Arist sebelumnya mengatakan, pihak kepolisian Polda Sulawesi Tengah telah keliru memberi pernyataan terhadap kasus tersebut yang menyebut bahwa tidak ada unsur pemerkosaan melainkan hanya persetubuhan.
"Gagal paham itu, keliru itu, perspektif yang salah, karena setiap orang yang melakukan hubungan seksual terhadap anak apa pun latar belakang anak itu, sudah kategori pidana," kata Arist.
Arist mengatakan, dalam kasus hubungan badan terhadap anak, semuanya masuk dalam kategori pemerkosaan.
"Itu (dibuat) seolah-olah anak suka sama suka, seolah anak dagang, kasihan kan anak itu. Sementara tidak ada suka sama suka dalam kasus kekerasan seksual terhadap anak," kata Arist. "Makanya (pernyataan) itu harus dicabut agar kejaksaan bisa menerapkan pasal yang benar," ujar dia.

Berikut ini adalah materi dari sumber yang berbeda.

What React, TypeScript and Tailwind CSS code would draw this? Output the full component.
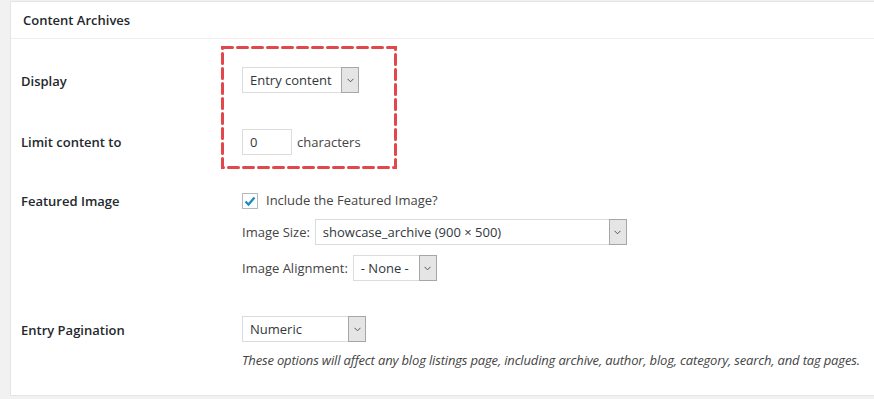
import React from 'react';

const font = { fontFamily: '"Open Sans", "Liberation Sans", sans-serif' };

function Chevron() {
  return (
    <svg width="7" height="5" viewBox="0 0 7 5" className="block">
      <path d="M0.5 0.8 L3.5 3.8 L6.5 0.8" fill="none" stroke="#555" strokeWidth="1" />
    </svg>
  );
}

function Select({ value, width }: { value: string; width: string }) {
  return (
    <div className={`flex h-[26px] ${width} items-stretch border border-[#dcdcdc] bg-white`}>
      <span className="flex flex-1 items-center pt-[2px] pl-[7px] text-[13px] text-[#32373c]">{value}</span>
      <span className="m-[-1px] flex w-[18px] items-center justify-center border border-[#a6a6a6] bg-[#e5e5e5]">
        <Chevron />
      </span>
    </div>
  );
}

export default function App() {
  return (
    <div className="h-[399px] w-[874px] overflow-hidden bg-[#f1f1f1] pt-px pl-[10px]" style={font}>
      <div className="relative h-[395px] w-[880px] border border-[#e5e5e5] bg-white">
        {/* Cabecera */}
        <div className="flex h-[37px] items-center border-b border-[#eeeeee] pt-[2px] pl-[12px]">
          <h3 className="text-[13px] font-semibold text-[#23282d]">Content Archives</h3>
        </div>

        <div className="pt-[28px] pl-[10px] text-[13px] text-[#444]">
          {/* Display */}
          <div className="flex items-center">
            <div className="w-[221px] pt-[3px] font-semibold text-[#23282d]">Display</div>
            <Select value="Entry content" width="w-[117px]" />
          </div>

          {/* Limit */}
          <div className="mt-[36px] flex items-center">
            <div className="w-[221px] pt-[2px] font-semibold text-[#23282d]">Limit content to</div>
            <div className="flex h-[26px] w-[50px] items-center border border-[#dcdcdc] pt-[2px] pl-[7px] text-[#32373c]">0</div>
            <span className="ml-[5px] pt-[2px]">characters</span>
          </div>

          {/* Featured Image */}
          <div className="mt-[38px] flex">
            <div className="w-[221px] leading-[16px] font-semibold text-[#23282d]">Featured Image</div>
            <div className="flex flex-col">
              <div className="flex h-[16px] items-center">
                <span className="flex h-[16px] w-[16px] items-center justify-center border border-[#b4b9be] bg-white">
                  <svg width="12" height="11" viewBox="0 0 12 11">
                    <path d="M1.5 5.5 L4.5 8.5 L10.5 1.5" fill="none" stroke="#1e8cbe" strokeWidth="2.3" />
                  </svg>
                </span>
                <span className="ml-[8px]">Include the Featured Image?</span>
              </div>
              <div className="mt-[10px] flex items-center">
                <span className="mr-[5px] pt-[2px]">Image Size:</span>
                <Select value="showcase_archive (900 × 500)" width="w-[312px]" />
              </div>
              <div className="mt-[10px] flex items-center">
                <span className="mr-[5px] pt-[2px]">Image Alignment:</span>
                <Select value="- None -" width="w-[84px]" />
              </div>
            </div>
          </div>

          {/* Entry Pagination */}
          <div className="mt-[35px] flex">
            <div className="flex h-[26px] w-[221px] items-center pt-[3px] font-semibold text-[#23282d]">Entry Pagination</div>
            <div className="flex flex-col">
              <Select value="Numeric" width="w-[124px]" />
              <p className="mt-[9px] text-[13px] tracking-[-0.16px] whitespace-nowrap text-[#444] italic">
                These options will affect any blog listings page, including archive, author, blog, category, search, and tag pages.
              </p>
            </div>
          </div>
        </div>

        {/* Recuadro de anotación */}
        <svg className="pointer-events-none absolute top-[44px] left-[210px]" width="176" height="123" viewBox="0 0 176 123">
          <rect
            x="1.5"
            y="1.5"
            width="173"
            height="120"
            fill="none"
            stroke="#e2474c"
            strokeWidth="3"
            strokeDasharray="10 5"
            strokeLinecap="round"
          />
        </svg>
      </div>
    </div>
  );
}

Dalam konferensi pers 31 Mei 2023, Kapolda Sulawesi Tengah Irjen Agus Nugroho memilih diksi persetubuhan anak di bawah umur dibanding pemerkosaan terkait kasus pemerkosaan terhadap anak 15 tahun di Parigi Moutong (Parimo). Agus beralasan tidak ada unsur kekerasan maupun ancaman dalam kasus tersebut.

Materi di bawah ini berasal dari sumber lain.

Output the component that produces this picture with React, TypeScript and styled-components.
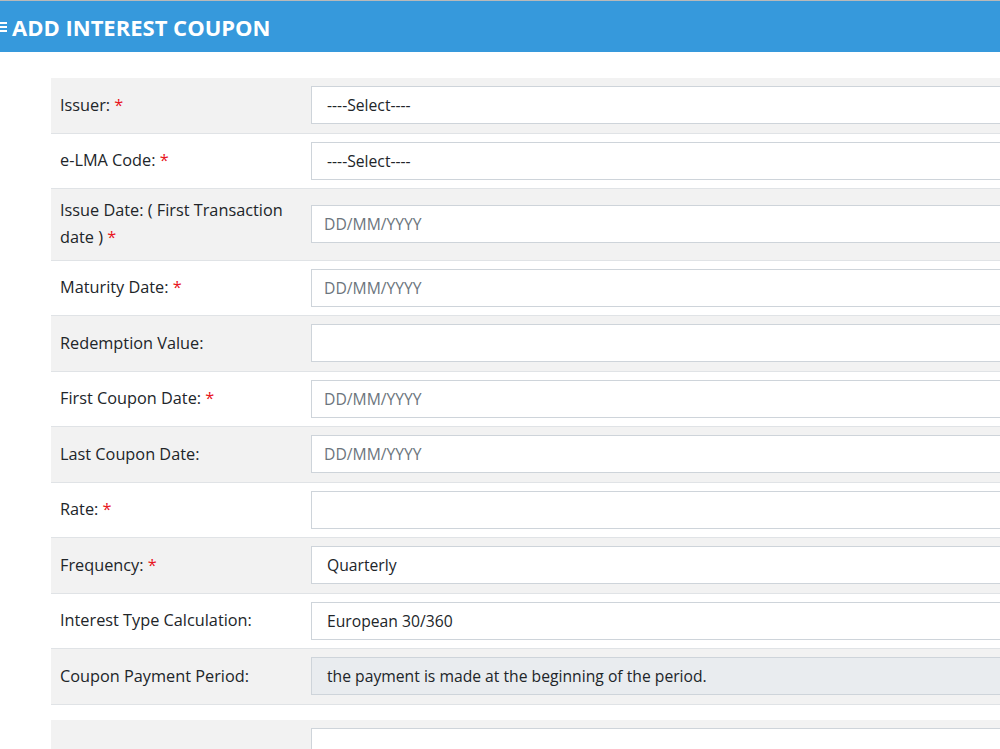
import * as React from 'react'
import styled, { createGlobalStyle } from 'styled-components'

const GlobalStyle = createGlobalStyle`
  html, body {
    margin: 0;
    padding: 0;
    background: #fff;
    overflow: hidden;
  }
  body {
    font-family: 'Open Sans', 'Noto Sans', sans-serif;
    color: #212529;
  }
`

const Page = styled.div`
  width: 1160px;
`

const Header = styled.div`
  display: flex;
  align-items: center;
  gap: 5px;
  height: 51px;
  border-top: 1px solid #b9b9b9;
  background: #3699dc;
  color: #fff;
`

const Title = styled.h1`
  margin: 0;
  font-size: 22px;
  font-weight: 700;
`

const Content = styled.div`
  padding: 26px 0 0 51px;
  display: flex;
  flex-direction: column;
  gap: 15px;
`

const Table = styled.div`
  display: flex;
  flex-direction: column;
`

const Row = styled.div<{ $shade: boolean }>`
  display: grid;
  grid-template-columns: 260px 1fr;
  align-items: center;
  background: ${p => (p.$shade ? '#f2f2f2' : '#fff')};
  border-bottom: 1px solid #e0e3e6;
  padding: 8.25px 0;
`

const Label = styled.div`
  padding: 0 9px;
  font-size: 16.3px;
  line-height: 27px;
`

const Req = styled.span`
  color: #e8141c;
`

const Field = styled.div<{ $disabled?: boolean; $placeholder?: boolean; $select?: boolean }>`
  box-sizing: border-box;
  height: 38px;
  display: flex;
  align-items: center;
  padding-left: ${p => (p.$select ? '15px' : '12px')};
  border: 1px solid #ced4da;
  background: ${p => (p.$disabled ? '#e9ecef' : '#fff')};
  color: ${p => (p.$placeholder ? '#6c757d' : '#212529')};
  font-size: 15.7px;
`

type F = {
  label: string
  req?: boolean
  value?: string
  kind?: 'select' | 'date' | 'text' | 'disabled'
}

const fields: F[] = [
  { label: 'Issuer:', req: true, value: '----Select----', kind: 'select' },
  { label: 'e-LMA Code:', req: true, value: '----Select----', kind: 'select' },
  { label: 'Issue Date: ( First Transaction date )', req: true, kind: 'date' },
  { label: 'Maturity Date:', req: true, kind: 'date' },
  { label: 'Redemption Value:', kind: 'text' },
  { label: 'First Coupon Date:', req: true, kind: 'date' },
  { label: 'Last Coupon Date:', kind: 'date' },
  { label: 'Rate:', req: true, kind: 'text' },
  { label: 'Frequency:', req: true, value: 'Quarterly', kind: 'select' },
  { label: 'Interest Type Calculation:', value: 'European 30/360', kind: 'select' },
  { label: 'Coupon Payment Period:', value: 'the payment is made at the beginning of the period.', kind: 'disabled' },
]

function MenuIcon() {
  return (
    <svg width="7" height="12" viewBox="0 0 7 12">
      <rect x="0" y="1" width="7" height="2" fill="#fff" />
      <rect x="0" y="5" width="7" height="2" fill="#fff" />
      <rect x="0" y="9" width="7" height="2" fill="#fff" />
    </svg>
  )
}

export default function App() {
  return (
    <Page>
      <GlobalStyle />
      <Header>
        <MenuIcon />
        <Title>ADD INTEREST COUPON</Title>
      </Header>
      <Content>
        <Table>
          {fields.map((f, i) => (
            <Row key={f.label} $shade={i % 2 === 0}>
              <Label>
                {f.label}
                {f.req && <Req> *</Req>}
              </Label>
              <Field
                $select={f.kind === 'select' || f.kind === 'disabled'}
                $disabled={f.kind === 'disabled'}
                $placeholder={f.kind === 'date'}
              >
                {f.kind === 'date' ? 'DD/MM/YYYY' : f.value}
              </Field>
            </Row>
          ))}
        </Table>
        <Table>
          <Row $shade>
            <Label>&nbsp;</Label>
            <Field />
          </Row>
        </Table>
      </Content>
    </Page>
  )
}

"Dalam perkara ini tidak ada unsur kekerasan, ancaman, ataupun ancaman kekerasan termasuk juga pengancaman terhadap korban," kata Irjen Agus dalam jumpa pers di Polda Sulawesi Tengah.
Agus mengatakan alasan dia mengganti diksi 'pemerkosaan' menjadi 'persetubuhan' anak karena mengacu pada dalil KUHP. "Mengapa? Karena apabila kita mengacu pada istilah pemerkosaan sebagaimana dimaksud dalam Pasal 285 KUHP ini secara jelas dinyatakan bahwa unsur yang bersifat konstitutif di dalam kasus pemerkosaan adalah adanya tindakan kekerasan atau pun ancaman kekerasan, memaksa seorang wanita untuk bersetubuh dengannya di luar perkawinan," ujarnya.

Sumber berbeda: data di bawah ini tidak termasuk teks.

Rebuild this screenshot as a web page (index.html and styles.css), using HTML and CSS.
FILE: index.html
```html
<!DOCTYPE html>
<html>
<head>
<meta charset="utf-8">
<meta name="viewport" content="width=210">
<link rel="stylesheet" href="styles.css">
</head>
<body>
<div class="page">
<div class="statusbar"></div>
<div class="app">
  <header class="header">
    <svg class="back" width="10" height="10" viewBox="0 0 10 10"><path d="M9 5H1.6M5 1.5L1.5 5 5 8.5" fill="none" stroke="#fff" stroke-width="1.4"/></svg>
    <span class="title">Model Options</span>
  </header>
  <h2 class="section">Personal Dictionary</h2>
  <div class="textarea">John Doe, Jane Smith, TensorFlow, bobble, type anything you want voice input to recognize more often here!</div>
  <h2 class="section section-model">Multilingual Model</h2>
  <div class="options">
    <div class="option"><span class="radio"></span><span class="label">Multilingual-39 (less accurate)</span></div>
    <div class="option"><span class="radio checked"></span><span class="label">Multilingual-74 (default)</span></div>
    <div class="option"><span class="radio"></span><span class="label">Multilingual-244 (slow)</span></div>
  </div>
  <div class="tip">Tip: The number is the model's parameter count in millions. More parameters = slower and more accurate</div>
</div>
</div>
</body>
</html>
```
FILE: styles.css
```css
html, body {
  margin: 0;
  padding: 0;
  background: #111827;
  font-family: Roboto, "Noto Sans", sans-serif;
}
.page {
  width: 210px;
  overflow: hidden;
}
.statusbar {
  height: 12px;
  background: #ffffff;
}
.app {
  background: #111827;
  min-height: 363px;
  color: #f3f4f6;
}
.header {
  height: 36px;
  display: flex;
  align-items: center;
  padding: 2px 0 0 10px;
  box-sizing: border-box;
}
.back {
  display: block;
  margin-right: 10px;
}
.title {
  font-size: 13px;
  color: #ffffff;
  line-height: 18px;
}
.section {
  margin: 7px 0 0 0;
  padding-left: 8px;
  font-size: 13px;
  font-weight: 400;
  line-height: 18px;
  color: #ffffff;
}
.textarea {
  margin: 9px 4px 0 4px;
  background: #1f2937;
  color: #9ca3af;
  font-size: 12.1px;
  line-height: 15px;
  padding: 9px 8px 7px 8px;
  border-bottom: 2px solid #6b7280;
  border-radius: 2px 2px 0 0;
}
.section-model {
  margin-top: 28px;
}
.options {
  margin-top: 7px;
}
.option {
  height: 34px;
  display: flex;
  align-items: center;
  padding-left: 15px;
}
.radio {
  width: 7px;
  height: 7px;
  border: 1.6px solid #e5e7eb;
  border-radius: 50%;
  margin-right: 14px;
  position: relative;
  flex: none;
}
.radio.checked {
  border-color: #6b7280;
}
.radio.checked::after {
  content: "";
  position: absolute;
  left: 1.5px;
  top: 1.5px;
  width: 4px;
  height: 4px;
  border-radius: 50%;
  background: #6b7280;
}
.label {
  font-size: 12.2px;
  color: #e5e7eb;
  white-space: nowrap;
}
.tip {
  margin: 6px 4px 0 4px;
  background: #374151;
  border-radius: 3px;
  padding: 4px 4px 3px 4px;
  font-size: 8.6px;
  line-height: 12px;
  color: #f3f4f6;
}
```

Ia mengatakan kasus persetubuhan terhadap anak di bawah umur ini juga tidak dilakukan secara bersama-sama. Sebelas terduga pelaku disebutnya melakukan perbuatan tersebut sendiri-sendiri dan di waktu yang berlainan.
Agus mengatakan, berdasarkan kesaksian korban, ia disetubuhi 11 pelaku secara sendiri-sendiri di waktu dan tempat yang berbeda dalam kurun 10 bulan dari April 2022 hingga Januari 2023. 11 inisial pelaku menurut keterangan korban, yakni Kepala Desa insial HR berusia 43 tahun; ARH alias Pak Guru SD berusia 40 tahun; wiraswasta inisial RK alias A berusia 47 tahun; AR alias R berusia 26 tahun, petani; MT alias E berusia 36 tahun, tidak memiliki pekerjaan; FN berusia 22 tahun, mahasiswa; K alias DD, 32 tahun, petani; AW yang sampai saat ini masih buron; AS, sampai saat ini masih buron; AK yang sampai saat ini masih buron; dan MKS yang berprofesi sebagai anggota Brimob Polri. MKS sampai saat ini masih dalam pemeriksaan dan belum berstatus tersangka.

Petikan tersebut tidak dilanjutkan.